Another useful question is what you’re actually afraid of losing. Be specific. Is it financial security? Professional credibility? A sense of competence? Once you can see the trade-off clearly, it becomes easier to weigh it realistically rather than catastrophically.

There’s also a quieter question beneath all of this: what are you afraid you might discover if you let yourself get really honest? Sometimes we avoid clarity because it would confirm what we already suspect.

Take your time with these questions. Sometimes the answers take a little time to emerge.

 

Change doesn’t have to be dramatic

Part of what keeps people stuck is the belief that a career change has to be a stark change. Handing in notice. Starting from scratch. Announcing a complete reinvention.

Most transitions are far less dramatic.

They begin with small steps – reaching out to someone in a different field, updating a resume to see how your skills look on paper now, or exploring internal moves before external ones.

You can gather information without committing. You can test ideas before acting on them. You can take small steps that build data rather than relying on imagination alone.

Clarity grows when you move, even slightly.

 

You are allowed to evolve

If you’re in this space of questioning, it can feel like everyone else has a clear path and you’re the only one hesitating.
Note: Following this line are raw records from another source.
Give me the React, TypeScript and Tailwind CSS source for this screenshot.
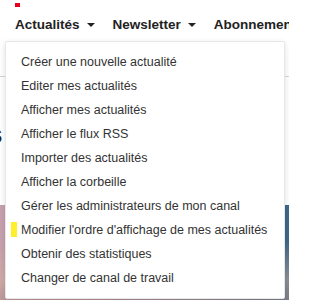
import { useState } from "react";

const menuItems = [
  "Créer une nouvelle actualité",
  "Editer mes actualités",
  "Afficher mes actualités",
  "Afficher le flux RSS",
  "Importer des actualités",
  "Afficher la corbeille",
  "Gérer les administrateurs de mon canal",
  "Modifier l'ordre d'affichage de mes actualités",
  "Obtenir des statistiques",
  "Changer de canal de travail",
];

const Caret = () => (
  <span className="ml-[7px] inline-block h-0 w-0 border-x-[4px] border-t-[4px] border-x-transparent border-t-[#222]" />
);

export default function App() {
  const [highlighted] = useState(7);

  return (
    <div className="relative h-[300px] w-[289px] overflow-hidden bg-white font-['Liberation_Sans',Arial,sans-serif]">
      <div className="ml-[15px] mt-[3px] h-[4px] w-[5px] bg-[#e2001a]" />

      <nav className="flex items-center gap-[18px] whitespace-nowrap pl-[15px] pt-[8px] text-[13.5px] font-bold text-[#222]">
        <span className="flex items-center">
          Actualités
          <Caret />
        </span>
        <span className="flex items-center">
          Newsletter
          <Caret />
        </span>
        <span>Abonnements</span>
      </nav>

      <div className="mt-[41px] border-t border-gray-300" />

      <div className="mt-[44px] w-[5px] overflow-hidden">
        <h1 className="ml-[-12px] whitespace-nowrap text-[26px] font-bold leading-none text-[#222]">
          s
        </h1>
      </div>

      <div className="absolute inset-x-0 bottom-0 top-[205px] bg-[linear-gradient(90deg,#c7a1ae_0%,#b98a9d_30%,#8c7f93_60%,#3f6788_100%)]">
        <div className="mt-[36px] h-full bg-[linear-gradient(180deg,rgba(0,0,0,0)_0%,rgba(214,180,160,0.5)_40%,rgba(120,90,90,0.5)_100%)]" />
      </div>

      <div className="absolute left-[5px] top-[41px] w-[280px] rounded-[2px] border border-gray-200 bg-white py-[8px] shadow-[0_2px_6px_rgba(0,0,0,0.12)]">
        {menuItems.map((item, i) => (
          <div
            key={item}
            className="relative flex h-[24px] items-center whitespace-nowrap pl-[15px] text-[12.5px] text-[#333]"
          >
            {i === highlighted && (
              <span className="absolute left-[5px] top-[4px] h-[15px] w-[6px] bg-[#ffef2a]" />
            )}
            {item}
          </div>
        ))}
      </div>
    </div>
  );
}
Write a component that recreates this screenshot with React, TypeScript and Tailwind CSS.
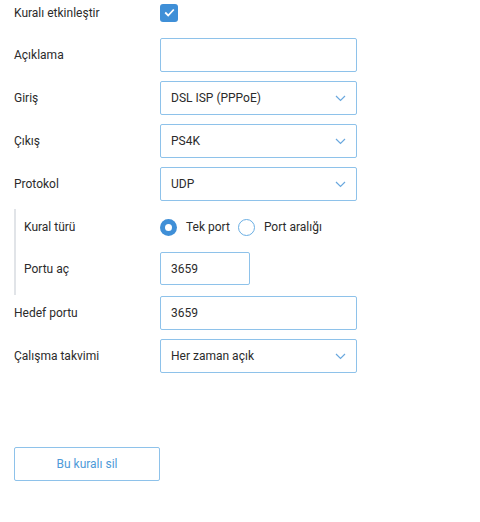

In reality, many people stay in roles that no longer fit because it feels safer than change. Reflecting on your direction does not make you flaky. You’re trying to make an intentional, aligned change. Reflection is needed.

You are allowed to reassess your work as your life changes. You are allowed to want alignment, not just achievement. You are allowed to outgrow something that once made sense.

Start with telling yourself the truth about what you’re experiencing.

Instead of asking, “What should I do?” try asking, “What is this restlessness trying to show me?”

You don’t need a 5 year plan right now. Just be willing to explore and allow yourself to evolve.